### [Input rows]
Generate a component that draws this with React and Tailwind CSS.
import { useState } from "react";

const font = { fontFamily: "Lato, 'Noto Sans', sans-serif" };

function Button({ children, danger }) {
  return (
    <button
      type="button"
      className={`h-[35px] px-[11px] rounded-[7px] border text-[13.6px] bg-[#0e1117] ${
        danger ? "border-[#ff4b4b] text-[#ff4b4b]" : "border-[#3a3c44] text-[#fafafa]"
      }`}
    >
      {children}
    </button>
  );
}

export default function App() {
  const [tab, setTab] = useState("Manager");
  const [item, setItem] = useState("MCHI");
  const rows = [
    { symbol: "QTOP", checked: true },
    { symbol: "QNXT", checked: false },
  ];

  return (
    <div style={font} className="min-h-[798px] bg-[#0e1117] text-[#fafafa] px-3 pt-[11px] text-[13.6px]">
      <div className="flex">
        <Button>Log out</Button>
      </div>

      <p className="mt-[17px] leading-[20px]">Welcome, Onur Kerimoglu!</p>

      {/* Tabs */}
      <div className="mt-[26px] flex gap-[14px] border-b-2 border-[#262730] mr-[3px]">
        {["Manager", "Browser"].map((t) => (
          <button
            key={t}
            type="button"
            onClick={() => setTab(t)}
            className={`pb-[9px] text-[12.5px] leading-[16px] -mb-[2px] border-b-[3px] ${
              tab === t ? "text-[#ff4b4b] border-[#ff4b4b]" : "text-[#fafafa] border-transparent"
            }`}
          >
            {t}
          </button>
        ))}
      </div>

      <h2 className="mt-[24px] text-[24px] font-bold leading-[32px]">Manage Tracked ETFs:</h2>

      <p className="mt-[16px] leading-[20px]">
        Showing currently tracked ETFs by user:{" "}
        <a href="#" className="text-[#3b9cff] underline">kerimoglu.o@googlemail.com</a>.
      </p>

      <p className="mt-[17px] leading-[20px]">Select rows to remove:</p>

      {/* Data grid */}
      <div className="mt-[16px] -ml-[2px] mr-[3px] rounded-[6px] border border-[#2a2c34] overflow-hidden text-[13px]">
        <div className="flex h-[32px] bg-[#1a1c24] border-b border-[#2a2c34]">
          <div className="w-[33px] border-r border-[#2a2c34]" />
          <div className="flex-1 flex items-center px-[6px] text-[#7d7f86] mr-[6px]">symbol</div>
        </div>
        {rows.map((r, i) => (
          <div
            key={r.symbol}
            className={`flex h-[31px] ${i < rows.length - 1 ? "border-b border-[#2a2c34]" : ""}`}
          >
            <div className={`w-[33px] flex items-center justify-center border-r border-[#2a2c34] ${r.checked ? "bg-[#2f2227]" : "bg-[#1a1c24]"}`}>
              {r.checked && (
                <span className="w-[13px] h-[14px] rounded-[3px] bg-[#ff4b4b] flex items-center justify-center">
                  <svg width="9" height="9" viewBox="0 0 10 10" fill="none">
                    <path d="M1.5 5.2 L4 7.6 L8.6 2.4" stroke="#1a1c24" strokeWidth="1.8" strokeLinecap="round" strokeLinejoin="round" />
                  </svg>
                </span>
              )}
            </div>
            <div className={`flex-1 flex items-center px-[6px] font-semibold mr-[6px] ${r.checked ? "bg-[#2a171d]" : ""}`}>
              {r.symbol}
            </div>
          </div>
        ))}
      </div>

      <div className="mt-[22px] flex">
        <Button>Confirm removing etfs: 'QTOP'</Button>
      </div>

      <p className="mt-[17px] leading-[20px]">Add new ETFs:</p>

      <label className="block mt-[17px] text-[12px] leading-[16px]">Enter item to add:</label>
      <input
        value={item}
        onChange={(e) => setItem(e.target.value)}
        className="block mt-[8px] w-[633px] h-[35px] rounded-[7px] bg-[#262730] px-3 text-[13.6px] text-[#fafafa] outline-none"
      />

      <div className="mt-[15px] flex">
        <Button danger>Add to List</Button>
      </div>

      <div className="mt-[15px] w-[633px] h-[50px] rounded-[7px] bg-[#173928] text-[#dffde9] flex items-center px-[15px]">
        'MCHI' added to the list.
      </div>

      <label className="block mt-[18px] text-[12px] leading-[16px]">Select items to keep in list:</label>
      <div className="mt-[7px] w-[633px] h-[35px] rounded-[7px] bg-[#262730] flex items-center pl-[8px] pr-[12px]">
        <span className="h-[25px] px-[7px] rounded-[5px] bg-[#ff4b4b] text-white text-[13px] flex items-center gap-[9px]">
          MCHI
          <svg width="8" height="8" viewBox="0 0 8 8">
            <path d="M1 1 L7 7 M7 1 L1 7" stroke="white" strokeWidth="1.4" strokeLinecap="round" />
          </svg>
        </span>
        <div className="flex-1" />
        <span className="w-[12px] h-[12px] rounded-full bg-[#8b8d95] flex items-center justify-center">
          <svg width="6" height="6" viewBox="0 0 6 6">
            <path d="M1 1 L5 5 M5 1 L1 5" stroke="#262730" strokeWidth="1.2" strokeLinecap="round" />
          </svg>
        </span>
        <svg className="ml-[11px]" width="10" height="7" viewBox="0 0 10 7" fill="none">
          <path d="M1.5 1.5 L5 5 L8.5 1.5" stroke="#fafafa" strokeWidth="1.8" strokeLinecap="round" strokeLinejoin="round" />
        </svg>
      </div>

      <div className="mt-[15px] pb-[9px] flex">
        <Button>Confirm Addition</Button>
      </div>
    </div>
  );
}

* * *

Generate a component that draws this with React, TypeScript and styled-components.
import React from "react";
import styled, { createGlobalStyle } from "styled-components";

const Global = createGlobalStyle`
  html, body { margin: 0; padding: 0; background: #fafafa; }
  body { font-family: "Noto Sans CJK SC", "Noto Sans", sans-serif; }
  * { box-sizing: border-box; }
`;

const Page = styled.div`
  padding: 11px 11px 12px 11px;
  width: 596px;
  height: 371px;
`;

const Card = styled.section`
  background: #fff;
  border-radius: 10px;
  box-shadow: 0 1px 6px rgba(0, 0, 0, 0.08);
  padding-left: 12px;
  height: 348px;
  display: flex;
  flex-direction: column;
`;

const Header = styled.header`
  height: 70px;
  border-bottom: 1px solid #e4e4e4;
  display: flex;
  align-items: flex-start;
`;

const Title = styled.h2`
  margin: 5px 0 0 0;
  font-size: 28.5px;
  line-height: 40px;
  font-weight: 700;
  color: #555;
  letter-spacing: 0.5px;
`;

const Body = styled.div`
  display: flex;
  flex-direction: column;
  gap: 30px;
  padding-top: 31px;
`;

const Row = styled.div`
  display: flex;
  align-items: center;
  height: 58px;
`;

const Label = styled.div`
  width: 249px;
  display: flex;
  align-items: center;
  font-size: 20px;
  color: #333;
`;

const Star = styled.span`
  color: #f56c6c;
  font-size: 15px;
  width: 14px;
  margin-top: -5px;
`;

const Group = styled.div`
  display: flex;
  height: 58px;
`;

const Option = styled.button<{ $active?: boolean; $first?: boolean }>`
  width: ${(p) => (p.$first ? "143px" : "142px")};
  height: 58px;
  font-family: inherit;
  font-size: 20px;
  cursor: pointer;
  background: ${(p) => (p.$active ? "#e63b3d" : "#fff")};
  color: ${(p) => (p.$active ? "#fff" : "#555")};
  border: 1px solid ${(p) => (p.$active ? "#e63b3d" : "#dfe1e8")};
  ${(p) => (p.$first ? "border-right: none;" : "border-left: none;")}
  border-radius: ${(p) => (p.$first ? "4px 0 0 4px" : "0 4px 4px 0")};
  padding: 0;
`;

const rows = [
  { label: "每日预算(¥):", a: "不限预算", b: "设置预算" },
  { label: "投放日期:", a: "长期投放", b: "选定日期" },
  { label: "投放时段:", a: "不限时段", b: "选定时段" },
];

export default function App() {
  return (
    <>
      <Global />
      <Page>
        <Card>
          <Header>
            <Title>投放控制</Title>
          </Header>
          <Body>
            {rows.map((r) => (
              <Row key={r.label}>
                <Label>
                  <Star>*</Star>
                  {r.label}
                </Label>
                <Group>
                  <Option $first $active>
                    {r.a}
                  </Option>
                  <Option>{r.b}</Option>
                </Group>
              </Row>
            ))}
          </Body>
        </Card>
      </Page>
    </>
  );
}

### [Given instruction]
Return a copy of every line that includes the word "components".

### [Answer to the problem]
Generate a component that draws this with React, TypeScript and styled-components.
import styled, { createGlobalStyle } from "styled-components";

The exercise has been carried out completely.